*Written exercise:*
Repeat all of the material below exactly as written, images excluded.

*Stored data:*
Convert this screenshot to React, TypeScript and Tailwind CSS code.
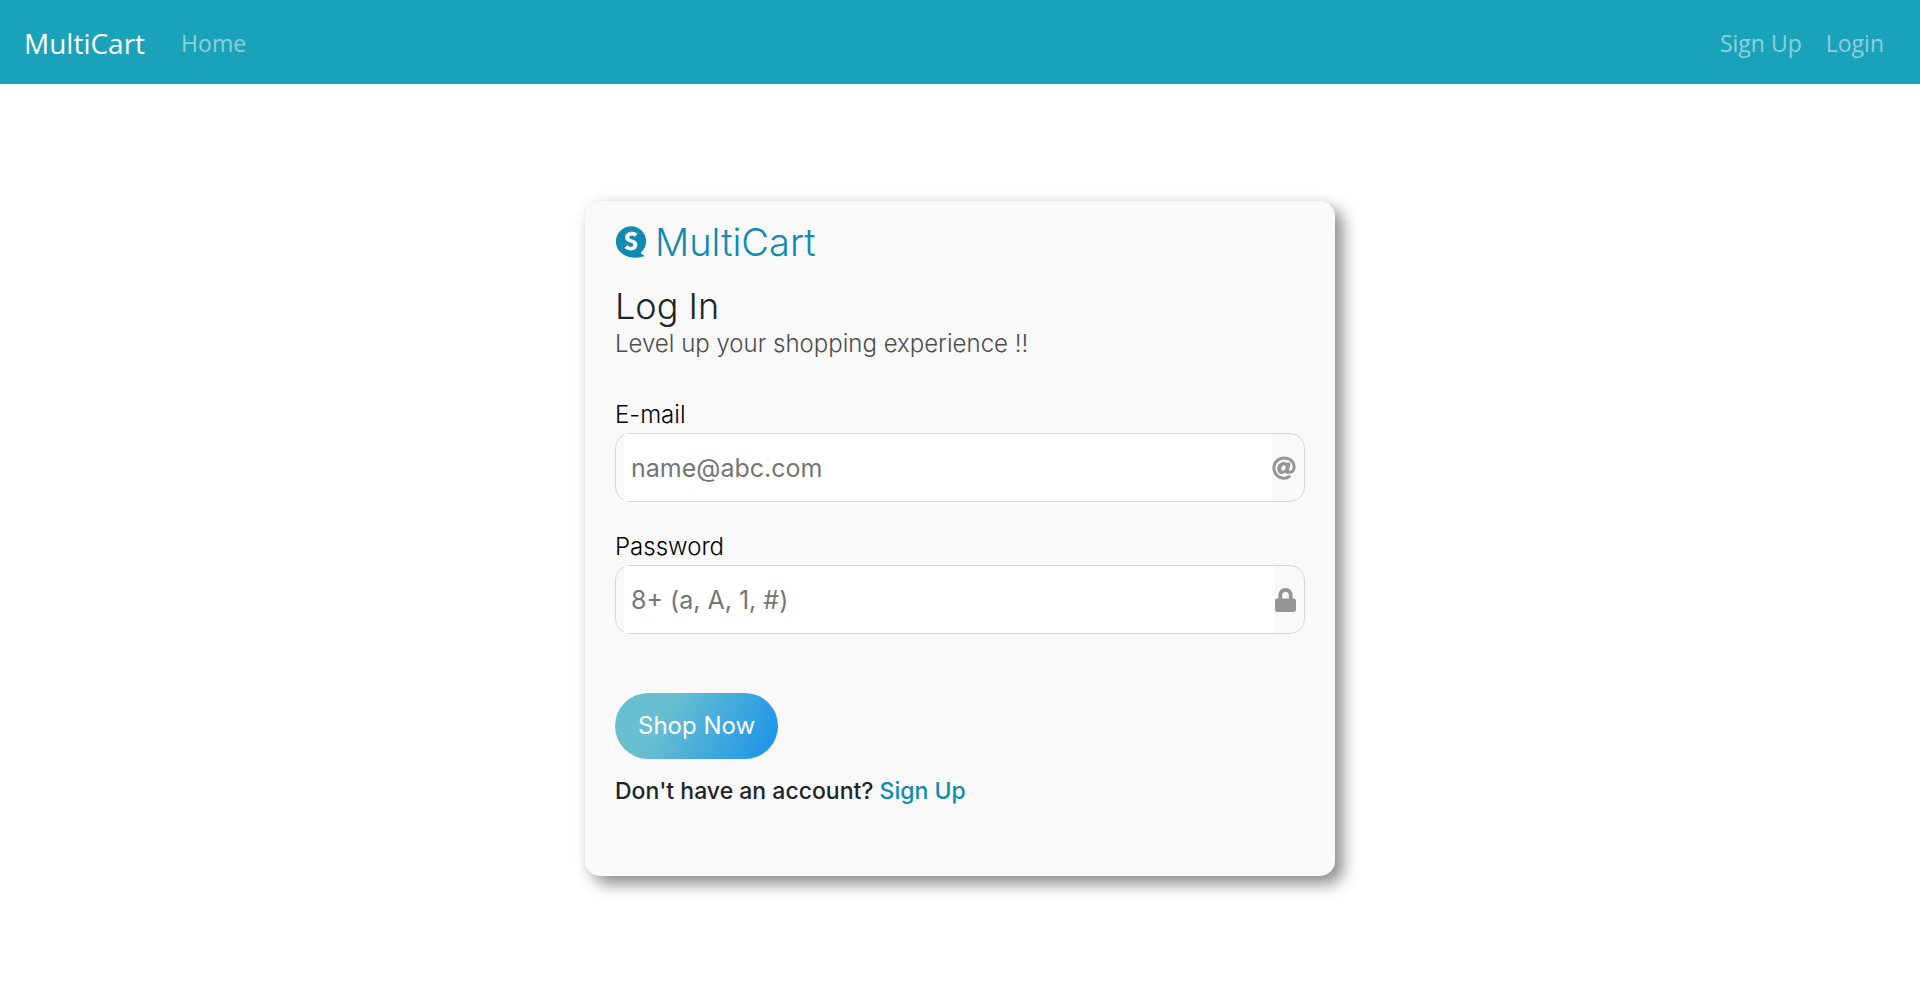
import type { ReactNode } from "react";
import { FaAt, FaLock, FaSpeakap } from "react-icons/fa";

type FieldProps = {
  id: string;
  label: string;
  type: string;
  placeholder: string;
  icon: ReactNode;
};

function Field({ id, label, type, placeholder, icon }: FieldProps) {
  return (
    <div className="flex flex-col">
      <label htmlFor={id} className="text-2xl leading-9 font-[350] text-black">
        {label}
      </label>
      <div className="flex h-[69px] items-center rounded-[15px] border border-[#d9d9d9] px-2 text-2xl text-[#959595]">
        <input
          id={id}
          type={type}
          placeholder={placeholder}
          className="h-full min-w-0 flex-1 bg-white px-[7px] text-[25px] text-[#212529] outline-none placeholder:text-[#757575]"
        />
        {icon}
      </div>
    </div>
  );
}

function NavBar() {
  return (
    <nav className="flex h-[84px] items-center bg-[#19a2b9] px-6 pt-0.5 font-['Open_Sans','Noto_Sans',sans-serif] text-[23px] text-white/50">
      <a href="#" className="mr-9 text-[28px] text-white">
        MultiCart
      </a>
      <a href="#home">Home</a>
      <div className="mr-3 ml-auto flex gap-6">
        <a href="#signup">Sign Up</a>
        <a href="#login">Login</a>
      </div>
    </nav>
  );
}

export default function App() {
  return (
    <div className="min-h-screen bg-white">
      <NavBar />
      <main className="flex justify-center px-4 pt-[117px] pb-12 font-['Inter','Open_Sans',sans-serif]">
        <form
          className="w-full max-w-[750px] rounded-[15px] bg-[#f9f9f9] px-[30px] pt-[17px] pb-[65px] font-light text-[#212529] shadow-[8px_8px_16px_rgba(0,0,0,0.44),0_0_16px_rgba(0,0,0,0.05)]"
          onSubmit={(e) => e.preventDefault()}
        >
          <div className="flex h-12 items-center gap-2 text-[38px] text-[#118ab2]">
            <FaSpeakap className="h-9 w-8" />
            <span>MultiCart</span>
          </div>
          <h1 className="mt-4 text-4xl leading-[48px]">Log In</h1>
          <p className="text-2xl leading-7 text-[#4d4d4d]">Level up your shopping experience !!</p>

          <div className="mt-[39px] flex flex-col gap-[27px] font-normal">
            <Field id="email" label="E-mail" type="email" placeholder="name@abc.com" icon={<FaAt />} />
            <Field id="password" label="Password" type="password" placeholder="8+ (a, A, 1, #)" icon={<FaLock className="w-[21px]" />} />
          </div>

          <button
            type="submit"
            className="mt-[59px] h-[66px] rounded-full bg-[linear-gradient(120deg,#68bfd0_30%,#2196e8_92%)] px-[23px] text-2xl font-normal text-white"
          >
            Shop Now
          </button>
          <p className="mt-3 text-[23px] leading-10 font-medium">
            Don't have an account?{" "}
            <a href="#signup" className="text-[#118ab2]">
              Sign Up
            </a>
          </p>
        </form>
      </main>
    </div>
  );
}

*Answer in full:*
Convert this screenshot to React, TypeScript and Tailwind CSS code.
import type { ReactNode } from "react";
import { FaAt, FaLock, FaSpeakap } from "react-icons/fa";

type FieldProps = {
  id: string;
  label: string;
  type: string;
  placeholder: string;
  icon: ReactNode;
};

function Field({ id, label, type, placeholder, icon }: FieldProps) {
  return (
    <div className="flex flex-col">
      <label htmlFor={id} className="text-2xl leading-9 font-[350] text-black">
        {label}
      </label>
      <div className="flex h-[69px] items-center rounded-[15px] border border-[#d9d9d9] px-2 text-2xl text-[#959595]">
        <input
          id={id}
          type={type}
          placeholder={placeholder}
          className="h-full min-w-0 flex-1 bg-white px-[7px] text-[25px] text-[#212529] outline-none placeholder:text-[#757575]"
        />
        {icon}
      </div>
    </div>
  );
}

function NavBar() {
  return (
    <nav className="flex h-[84px] items-center bg-[#19a2b9] px-6 pt-0.5 font-['Open_Sans','Noto_Sans',sans-serif] text-[23px] text-white/50">
      <a href="#" className="mr-9 text-[28px] text-white">
        MultiCart
      </a>
      <a href="#home">Home</a>
      <div className="mr-3 ml-auto flex gap-6">
        <a href="#signup">Sign Up</a>
        <a href="#login">Login</a>
      </div>
    </nav>
  );
}

export default function App() {
  return (
    <div className="min-h-screen bg-white">
      <NavBar />
      <main className="flex justify-center px-4 pt-[117px] pb-12 font-['Inter','Open_Sans',sans-serif]">
        <form
          className="w-full max-w-[750px] rounded-[15px] bg-[#f9f9f9] px-[30px] pt-[17px] pb-[65px] font-light text-[#212529] shadow-[8px_8px_16px_rgba(0,0,0,0.44),0_0_16px_rgba(0,0,0,0.05)]"
          onSubmit={(e) => e.preventDefault()}
        >
          <div className="flex h-12 items-center gap-2 text-[38px] text-[#118ab2]">
            <FaSpeakap className="h-9 w-8" />
            <span>MultiCart</span>
          </div>
          <h1 className="mt-4 text-4xl leading-[48px]">Log In</h1>
          <p className="text-2xl leading-7 text-[#4d4d4d]">Level up your shopping experience !!</p>

          <div className="mt-[39px] flex flex-col gap-[27px] font-normal">
            <Field id="email" label="E-mail" type="email" placeholder="name@abc.com" icon={<FaAt />} />
            <Field id="password" label="Password" type="password" placeholder="8+ (a, A, 1, #)" icon={<FaLock className="w-[21px]" />} />
          </div>

          <button
            type="submit"
            className="mt-[59px] h-[66px] rounded-full bg-[linear-gradient(120deg,#68bfd0_30%,#2196e8_92%)] px-[23px] text-2xl font-normal text-white"
          >
            Shop Now
          </button>
          <p className="mt-3 text-[23px] leading-10 font-medium">
            Don't have an account?{" "}
            <a href="#signup" className="text-[#118ab2]">
              Sign Up
            </a>
          </p>
        </form>
      </main>
    </div>
  );
}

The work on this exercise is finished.